トライアスロンといえば、水泳、自転車、長距離走の3種目を一人でこなす競技であり、最も過酷なものはアイアンマン(鉄人)レースと呼ばれています。ロボット・トライアスロンも、1台の自律ロボットが3種目をこなす競技です。大学生や大学院生が、それぞれに工夫を凝らしたロボットを作って参加します。さすがに水泳や自転車の種目はありませんが、1台で複数の課題をこなすには、ハードウェアとソフトウェアの両面でタフさが要求されます。ここではその鉄人ぶりをご紹介しましょう。

競技ルールの概要

図1は第17回ロボット・トライアスロンの競技コースです。まずベースとなる種目はライントレースです。緑色のターポリンシート上に貼った黒いビニルテープのガイドラインをロボットが辿ります。コース序盤の迷いの森は障害物回避の種目です。プラスチック製のボーリングピンを倒さないように進路を変えてエリアを通過します図2。
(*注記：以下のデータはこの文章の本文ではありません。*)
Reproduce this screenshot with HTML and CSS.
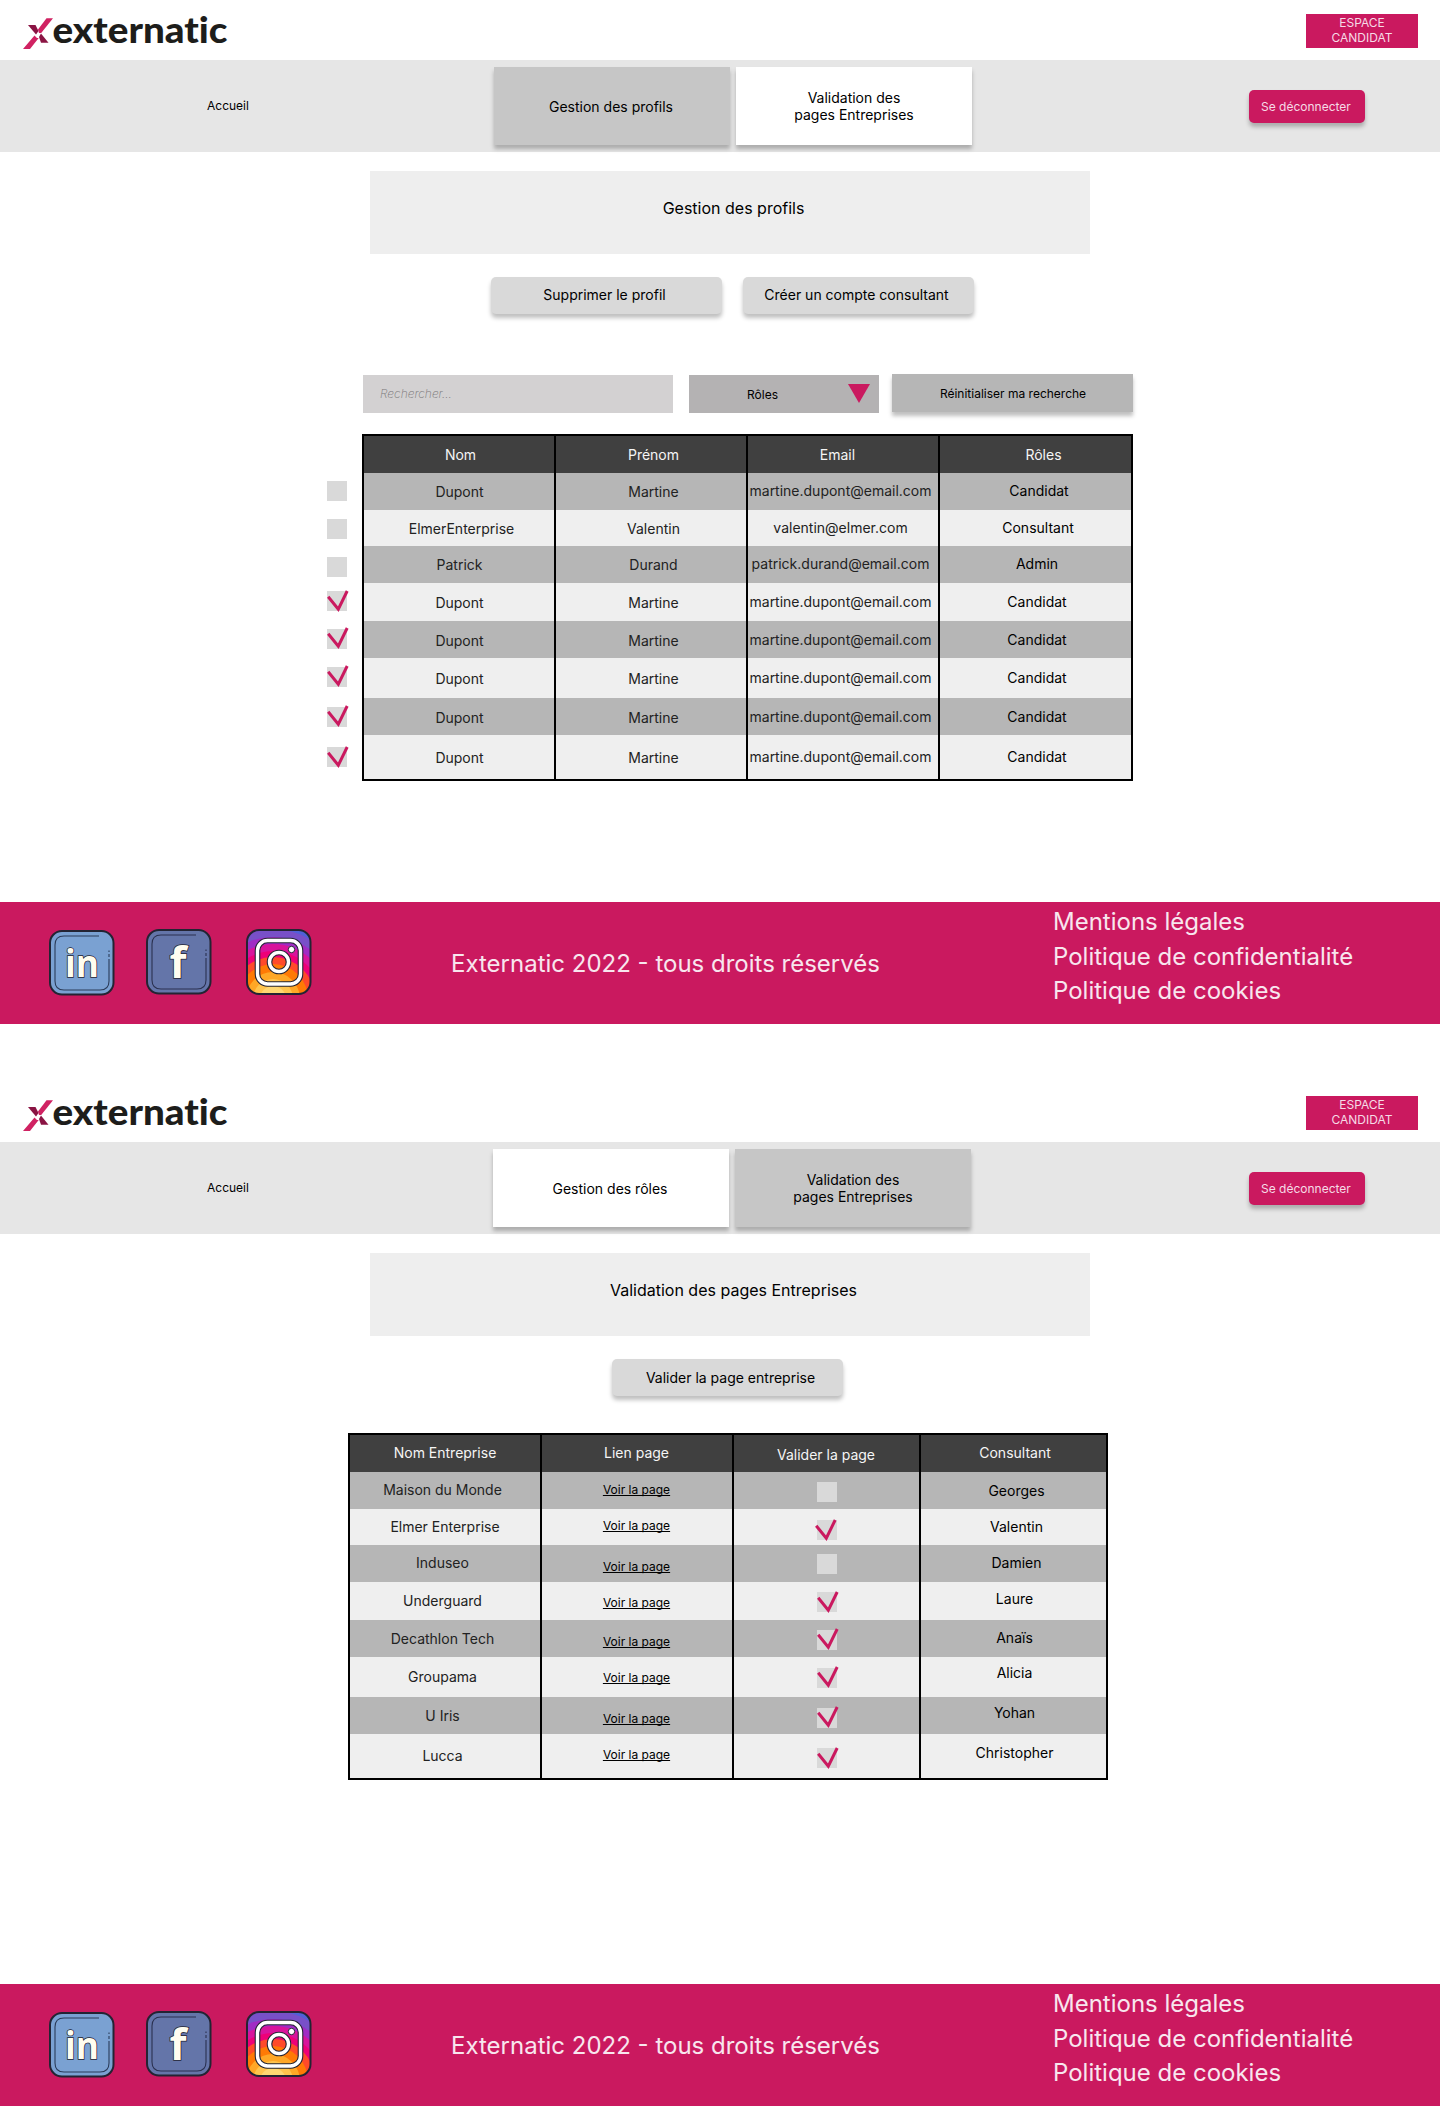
FILE: index.html
```html
<!DOCTYPE html>
<html lang="fr">
<head>
<meta charset="utf-8">
<title>Externatic – Administration</title>
<link rel="stylesheet" href="styles.css">
</head>
<body>
<svg class="sprite" width="0" height="0" aria-hidden="true">
  <defs>
    <clipPath id="insta-clip"><rect x="1" y="1" width="64" height="64" rx="12"/></clipPath>
    <symbol id="logo" viewBox="0 0 210 40">
      <path fill="#d02262" d="M30 4.300h-6.500L15 15.500l1 3.500h2.200z"/>
      <path fill="#d02262" d="M11.500 21.500l2.500 2.500h1.700L7 35H0z"/>
      <path fill="#8a1443" d="M5 11h7.500l3 6-2.500 3.500z"/>
      <path fill="#8a1443" d="M16 23l2-3.500 7.500 9.200h-7.500z"/>
      <text class="logo-word" x="29.500" y="28.700" textLength="175" lengthAdjust="spacingAndGlyphs">externatic</text>
    </symbol>
    <symbol id="check" viewBox="0 0 22 23">
      <path d="M1.200 6.800L11.300 19.200 20.200 1" fill="none" stroke="#ca195f" stroke-width="3"/>
    </symbol>
    <symbol id="linkedin" viewBox="0 0 66 66">
      <rect x="1" y="1" width="63.500" height="63.500" rx="12" fill="#7aa1d2" stroke="#232433" stroke-width="2"/>
      <path d="M50 6H15Q6 6 6 15V51Q6 60 15 60H51Q60 60 60 51V29M60 27V24M60 22V20.500" fill="none" stroke="#2b3c59" stroke-width="1.100"/>
      <text class="icon-in" x="16" y="46.500" textLength="34" lengthAdjust="spacingAndGlyphs">in</text>
    </symbol>
    <symbol id="facebook" viewBox="0 0 66 66">
      <rect x="1" y="1" width="63.500" height="63.500" rx="12" fill="#6475a9" stroke="#232433" stroke-width="2"/>
      <path d="M50 6H15Q6 6 6 15V51Q6 60 15 60H51Q60 60 60 51V29M60 27V24M60 22V20.500" fill="none" stroke="#2b3150" stroke-width="1.100"/>
      <text class="icon-f" x="23.500" y="48.500" textLength="17" lengthAdjust="spacingAndGlyphs">f</text>
    </symbol>
    <symbol id="instagram" viewBox="0 0 66 66">
      <g clip-path="url(#insta-clip)">
        <rect width="66" height="66" fill="#5060d8"/>
        <circle cx="27" cy="70" r="70" fill="#7850c8"/>
        <circle cx="27" cy="70" r="62" fill="#a02cc4"/>
        <circle cx="27" cy="70" r="55" fill="#d8149c"/>
        <circle cx="27" cy="70" r="48" fill="#ee0078"/>
        <circle cx="27" cy="70" r="42" fill="#ff4a2a"/>
        <circle cx="27" cy="70" r="35" fill="#ff7a05"/>
        <circle cx="27" cy="70" r="27" fill="#ffa726"/>
        <circle cx="27" cy="70" r="20" fill="#ffc44d"/>
        <circle cx="27" cy="70" r="13" fill="#ffd772"/>
      </g>
      <rect x="1" y="1" width="63.500" height="64" rx="12" fill="none" stroke="#232433" stroke-width="2"/>
      <g fill="none" stroke="#232433" stroke-width="5.600">
        <rect x="11.500" y="11.500" width="43" height="43.500" rx="10"/>
        <circle cx="33" cy="33" r="9.500"/>
      </g>
      <g fill="none" stroke="#fff" stroke-width="3.400">
        <rect x="11.500" y="11.500" width="43" height="43.500" rx="10"/>
        <circle cx="33" cy="33" r="9.500"/>
      </g>
      <circle cx="45.500" cy="20.500" r="3.200" fill="#fff" stroke="#232433" stroke-width="1"/>
    </symbol>
  </defs>
</svg>

<section class="screen">
  <header class="topbar">
    <svg class="logo"><use href="#logo"/></svg>
    <a class="candidate">ESPACE CANDIDAT</a>
  </header>
  <nav class="nav">
    <a class="home">Accueil</a>
    <div class="tabs">
      <a class="tab active">Gestion des profils</a>
      <a class="tab">Validation des<br>pages Entreprises</a>
    </div>
    <a class="logout">Se déconnecter</a>
  </nav>
  <main class="main">
    <h1 class="title">Gestion des profils</h1>
    <div class="actions">
      <button class="action">Supprimer le profil</button>
      <button class="action">Créer un compte consultant</button>
    </div>
    <div class="filters">
      <div class="search">Rechercher...</div>
      <div class="select"><span>Rôles</span><svg class="caret" viewBox="0 0 22 19"><path d="M0 0h22L11 19z" fill="#ca195f"/></svg></div>
      <button class="reset">Réinitialiser ma recherche</button>
    </div>
    <div class="profiles">
      <div class="selection">
        <i class="box"></i><i class="box"></i><i class="box"></i>
        <i class="box"><svg class="mark"><use href="#check"/></svg></i>
        <i class="box"><svg class="mark"><use href="#check"/></svg></i>
        <i class="box"><svg class="mark"><use href="#check"/></svg></i>
        <i class="box"><svg class="mark"><use href="#check"/></svg></i>
        <i class="box"><svg class="mark"><use href="#check"/></svg></i>
      </div>
      <div class="table people">
        <div class="row head"><span>Nom</span><span>Prénom</span><span>Email</span><span>Rôles</span></div>
        <div class="row"><span>Dupont</span><span>Martine</span><span>martine.dupont@email.com</span><span>Candidat</span></div>
        <div class="row"><span>ElmerEnterprise</span><span>Valentin</span><span>valentin@elmer.com</span><span>Consultant</span></div>
        <div class="row"><span>Patrick</span><span>Durand</span><span>patrick.durand@email.com</span><span>Admin</span></div>
        <div class="row"><span>Dupont</span><span>Martine</span><span>martine.dupont@email.com</span><span>Candidat</span></div>
        <div class="row"><span>Dupont</span><span>Martine</span><span>martine.dupont@email.com</span><span>Candidat</span></div>
        <div class="row"><span>Dupont</span><span>Martine</span><span>martine.dupont@email.com</span><span>Candidat</span></div>
        <div class="row"><span>Dupont</span><span>Martine</span><span>martine.dupont@email.com</span><span>Candidat</span></div>
        <div class="row"><span>Dupont</span><span>Martine</span><span>martine.dupont@email.com</span><span>Candidat</span></div>
      </div>
    </div>
  </main>
  <footer class="footer">
    <div class="social">
      <svg class="icon"><use href="#linkedin"/></svg>
      <svg class="icon"><use href="#facebook"/></svg>
      <svg class="icon"><use href="#instagram"/></svg>
    </div>
    <p class="copyright">Externatic 2022 - tous droits réservés</p>
    <div class="legal"><a>Mentions légales</a><a>Politique de confidentialité</a><a>Politique de cookies</a></div>
  </footer>
</section>

<section class="screen">
  <header class="topbar">
    <svg class="logo"><use href="#logo"/></svg>
    <a class="candidate">ESPACE CANDIDAT</a>
  </header>
  <nav class="nav validation">
    <a class="home">Accueil</a>
    <div class="tabs">
      <a class="tab">Gestion des rôles</a>
      <a class="tab active">Validation des<br>pages Entreprises</a>
    </div>
    <a class="logout">Se déconnecter</a>
  </nav>
  <main class="main">
    <h1 class="title">Validation des pages Entreprises</h1>
    <div class="actions single">
      <button class="action">Valider la page entreprise</button>
    </div>
    <div class="table companies">
      <div class="row head"><span>Nom Entreprise</span><span>Lien page</span><span>Valider la page</span><span>Consultant</span></div>
      <div class="row"><span>Maison du Monde</span><span><a class="link">Voir la page</a></span><span><i class="box"></i></span><span>Georges</span></div>
      <div class="row"><span>Elmer Enterprise</span><span><a class="link">Voir la page</a></span><span><i class="box"><svg class="mark"><use href="#check"/></svg></i></span><span>Valentin</span></div>
      <div class="row"><span>Induseo</span><span><a class="link">Voir la page</a></span><span><i class="box"></i></span><span>Damien</span></div>
      <div class="row"><span>Underguard</span><span><a class="link">Voir la page</a></span><span><i class="box"><svg class="mark"><use href="#check"/></svg></i></span><span>Laure</span></div>
      <div class="row"><span>Decathlon Tech</span><span><a class="link">Voir la page</a></span><span><i class="box"><svg class="mark"><use href="#check"/></svg></i></span><span>Anaïs</span></div>
      <div class="row"><span>Groupama</span><span><a class="link">Voir la page</a></span><span><i class="box"><svg class="mark"><use href="#check"/></svg></i></span><span>Alicia</span></div>
      <div class="row"><span>U Iris</span><span><a class="link">Voir la page</a></span><span><i class="box"><svg class="mark"><use href="#check"/></svg></i></span><span>Yohan</span></div>
      <div class="row"><span>Lucca</span><span><a class="link">Voir la page</a></span><span><i class="box"><svg class="mark"><use href="#check"/></svg></i></span><span>Christopher</span></div>
    </div>
  </main>
  <footer class="footer">
    <div class="social">
      <svg class="icon"><use href="#linkedin"/></svg>
      <svg class="icon"><use href="#facebook"/></svg>
      <svg class="icon"><use href="#instagram"/></svg>
    </div>
    <p class="copyright">Externatic 2022 - tous droits réservés</p>
    <div class="legal"><a>Mentions légales</a><a>Politique de confidentialité</a><a>Politique de cookies</a></div>
  </footer>
</section>
</body>
</html>
```

FILE: styles.css
```css
* { box-sizing: border-box; }
body {
  margin: 0;
  width: 1440px;
  display: flex;
  flex-direction: column;
  gap: 58px;
  background: #fff;
  color: #000;
  font: 400 14px/17px Inter, sans-serif;
}
.sprite { position: absolute; }
.screen { height: 1024px; display: flex; flex-direction: column; }

/* Top bar */
.topbar {
  height: 60px;
  padding: 14px 22px 0 23px;
  display: flex;
  justify-content: space-between;
  align-items: flex-start;
}
.logo { width: 210px; height: 40px; }
.logo-word { font: 900 36px Lato, sans-serif; font-variant-ligatures: none; fill: #1d1d1b; }
.candidate {
  width: 112px;
  height: 34px;
  padding: 1px 20px 0;
  background: #ca195f;
  color: #f6dbe6;
  font-size: 12px;
  line-height: 15px;
  text-align: center;
}

/* Navigation */
.nav {
  height: 92px;
  background: #e6e6e6;
  display: flex;
  padding: 7px 75px 0 207px;
}
.home { width: 287px; padding-top: 31px; font-size: 12px; line-height: 15px; }
.tabs { display: flex; gap: 6px; }
.validation .home { width: 286px; }
.tab {
  width: 236px;
  height: 78px;
  display: flex;
  align-items: center;
  justify-content: center;
  text-align: center;
  background: #fff;
  box-shadow: 0 4px 4px rgba(0, 0, 0, .25);
}
.tab:first-child { padding-right: 2px; }
.tab.active { background: #c6c6c6; }
.logout {
  width: 116px;
  height: 33px;
  margin: 23px 0 0 auto;
  padding: 9px 0 0 12px;
  border-radius: 5px;
  background: #ca195f;
  color: #f6dbe6;
  font-size: 12px;
  line-height: 15px;
  white-space: nowrap;
  box-shadow: 0 4px 4px rgba(0, 0, 0, .25);
}

/* Page content */
.main { height: 750px; padding-top: 19px; }
.title {
  width: 720px;
  height: 83px;
  margin: 0 0 0 370px;
  padding: 28px 0 0 7px;
  background: #eee;
  font-size: 16px;
  font-weight: 400;
  line-height: 19px;
  text-align: center;
}
.actions { display: flex; gap: 21px; margin: 23px 0 0 491px; }
.actions.single { margin-left: 612px; }
button { border: 0; font: inherit; color: #000; }
.action {
  width: 231px;
  height: 37px;
  padding: 0 4px 2px 0;
  border-radius: 5px;
  background: #d9d9d9;
  box-shadow: 0 4px 4px rgba(0, 0, 0, .25);
}
.single .action { padding: 0 0 1px 6px; }

.filters { display: flex; margin: 60px 0 0 363px; font-size: 12px; line-height: 15px; }
.search {
  width: 310px;
  height: 38px;
  margin: 1px 16px 0 0;
  padding: 11px 17px;
  background: #d3d1d2;
  color: #777576;
  font-style: italic;
  font-weight: 200;
}
.select {
  width: 190px;
  height: 38px;
  margin: 1px 13px 0 0;
  padding: 9px 9px 0 58px;
  display: flex;
  justify-content: space-between;
  background: #b4b2b3;
}
.select span { padding-top: 3px; }
.caret { width: 22px; height: 19px; }
.reset {
  width: 241px;
  height: 38px;
  padding: 0 0 0 1px;
  background: #b6b6b6;
  box-shadow: 0 4px 4px rgba(0, 0, 0, .25);
}

/* Selection boxes */
.profiles { display: flex; margin: 21px 0 0 327px; gap: 15px; }
.selection { width: 20px; padding-top: 47px; display: flex; flex-direction: column; gap: 18px; }
.selection .box:nth-child(4) { margin-top: -4px; }
.selection .box:nth-child(n+7) { margin-top: 2px; }
.box { display: block; position: relative; width: 20px; height: 20px; background: #d9d9d9; }
.mark { position: absolute; left: 0; top: -2.5px; width: 22px; height: 23px; }
.selection .box:nth-child(4) .mark, .selection .box:nth-child(8) .mark { top: -1.5px; }

/* Tables */
.table {
  height: 347px;
  padding: 2px;
  display: grid;
  grid-template-rows: 37px 37px 36px 37px 38px 37px 40px 37px 44px;
  background: #000;
}
.row { display: grid; column-gap: 2px; }
.row > span { background: #efefef; color: #222; text-align: center; white-space: nowrap; }
.row > span:last-child { color: #000; }
.row:nth-child(even) > span { background: #b6b6b6; }
.row.head > span { background: #404040; color: #f5f5f5; }

.people { width: 771px; }
.people .row { grid-template-columns: 190px 190px 190px 191px; --top: 10px; }
.people .row:nth-child(5), .people .row:nth-child(6), .people .row:nth-child(8) { --top: 11px; }
.people .row:nth-child(7) { --top: 12px; }
.people .row:nth-child(9) { --top: 14px; }
.people .row > span { padding: var(--top) 0 0 1px; }
.people .row > span:nth-child(2) { padding-left: 5px; }
.people .row > span:nth-child(3) { padding: calc(var(--top) - 1px) 5px 0 0; }
.people .row > span:nth-child(4) { padding: calc(var(--top) - 1px) 0 0 3px; }
.people .row:nth-child(2) > span:nth-child(4) { padding-left: 7px; }
.people .row:nth-child(3) > span:nth-child(1), .people .row:nth-child(3) > span:nth-child(4) { padding-left: 5px; }
.people .head > span:nth-child(1) { padding-left: 3px; }
.people .head > span:nth-child(3) { padding: 10px 11px 0 0; }
.people .head > span:nth-child(4) { padding: 10px 0 0 16px; }

.companies { width: 760px; margin: 37px 0 0 348px; }
.companies .row { grid-template-columns: 190px 190px 185px 185px; --top: 9px; --link: 14px; --box: 10px; --name: 9px; }
.companies .row > span:nth-child(1) { padding: var(--top) 5px 0 0; }
.companies .row > span:nth-child(2) { padding: var(--link) 1px 0 0; }
.companies .row > span:nth-child(3) { padding: var(--box) 0 0 83px; }
.companies .row > span:nth-child(4) { padding: var(--name) 0 0 2px; }
.companies .row:nth-child(2) { --link: 10px; --name: 10px; }
.companies .row:nth-child(3) { --link: 9px; --box: 11px; }
.companies .row:nth-child(4) { --box: 9px; }
.companies .row:nth-child(5) { --top: 10px; --link: 13px; --name: 8px; }
.companies .row:nth-child(6) { --top: 10px; }
.companies .row:nth-child(7) { --top: 11px; --link: 13px; --box: 11px; --name: 7px; }
.companies .row:nth-child(8) { --top: 10px; --box: 11px; --name: 7px; }
.companies .row:nth-child(9) { --top: 13px; --link: 13px; --box: 14px; --name: 10px; }
.companies .row:nth-child(-n+4) > span:nth-child(4) { padding-left: 6px; }
.companies .row:nth-child(3) > span:nth-child(1) { padding-right: 0; }
.companies .head > span:nth-child(1) { padding: 9px 0 0; }
.companies .head > span:nth-child(2) { padding: 9px 1px 0 0; }
.companies .head > span:nth-child(3) { padding: 11px 1px 0 0; }
.companies .row.head > span:nth-child(4) { padding: 9px 0 0 3px; }
.companies .row:nth-child(3) .mark { left: -2px; top: -1.5px; }
.companies .row:nth-child(5) .mark, .companies .row:nth-child(9) .mark { top: -1.5px; }
.link {
  display: block;
  color: #000;
  font-size: 12px;
  line-height: 15px;
  text-decoration: underline;
  text-decoration-skip-ink: none;
}

/* Footer */
.footer {
  height: 122px;
  background: #ca195f;
  color: #f8e6ee;
  display: flex;
  font-size: 24px;
  line-height: 29px;
}
.social { width: 451px; padding: 27px 0 0 49px; display: flex; }
.icon { width: 66px; height: 66px; margin-right: 31px; }
.icon:nth-child(2) { margin-right: 34px; }
.icon:first-child { margin-top: 1px; }
.icon-in, .icon-f { font: 700 38px "Open Sans", sans-serif; fill: #fffdf0; stroke: #232433; stroke-width: 1.6px; paint-order: stroke; }
.icon-f { font-size: 43px; }
.copyright { width: 602px; margin: 0; padding-top: 47px; }
.legal { display: flex; flex-direction: column; padding-top: 3px; line-height: 34.500px; white-space: nowrap; }
```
コースの最後には玉入れ種目が待っています。供給装置からピンポン球を補給し、玉入れのミニコーンに投球します図3。競技成績は走行タイムにペナルティタイムを加算し、ボーナスタイムを減じた総合タイムで競います。ペナルティタイムはコースから逸れたり、ボーリングピンを倒したりすると与えられます。ボーナスタイムはミニコーンに投入したピンポン玉の数で決まります。玉入れ機構の搭載は難易度が高く、せっかく作っても思いどおりに動かないこともあります。初心者も気軽に参加できるように、ボーナスタイムを諦めて玉入れ種目をスキップできるルールにしています。数年に一度は、新しい種目に入替えて、競技全体の難易度を調整しています。

図2 迷いの森ではピンを倒さないように進む

 

図3 ピンポン玉を補給し、玉入れに投入

標準ロボットキット

もともとロボット・トライアスロンは室蘭工業大学の大学祭を盛り上げようと有志の教員により企画されました。その際、専門知識を持たない学生も製作できるように、安価な部品で構成した標準ロボットが考案されました。標準ロボットはライントレースセンサと測距センサを備えていて、それのみでコースを完走できる仕様になっています。これを道内の大学生に使っていただき、第2回大会からは、複数の大学から参加者が集まる大会となりました。

第17回小樽大会の結果

第17回大会はロボット・トライアスロン史上初めて小樽市で開催されました。北海道職業能力開発大学校の体育館を会場として、七つの教育機関から31チーム84名が参加しました。全体で7チームが玉入れに成功し、最高で22個を入れるチームもありました。ただ、玉入れが負担になっているのか完走率は50%程度でした。図4に、競技後の集合写真を示します。

北海道でこのような規模で開催している大学生向けのロボコンは珍しく、今後とも学生の技術の研鑽と交流の場として貢献できたらと思っています。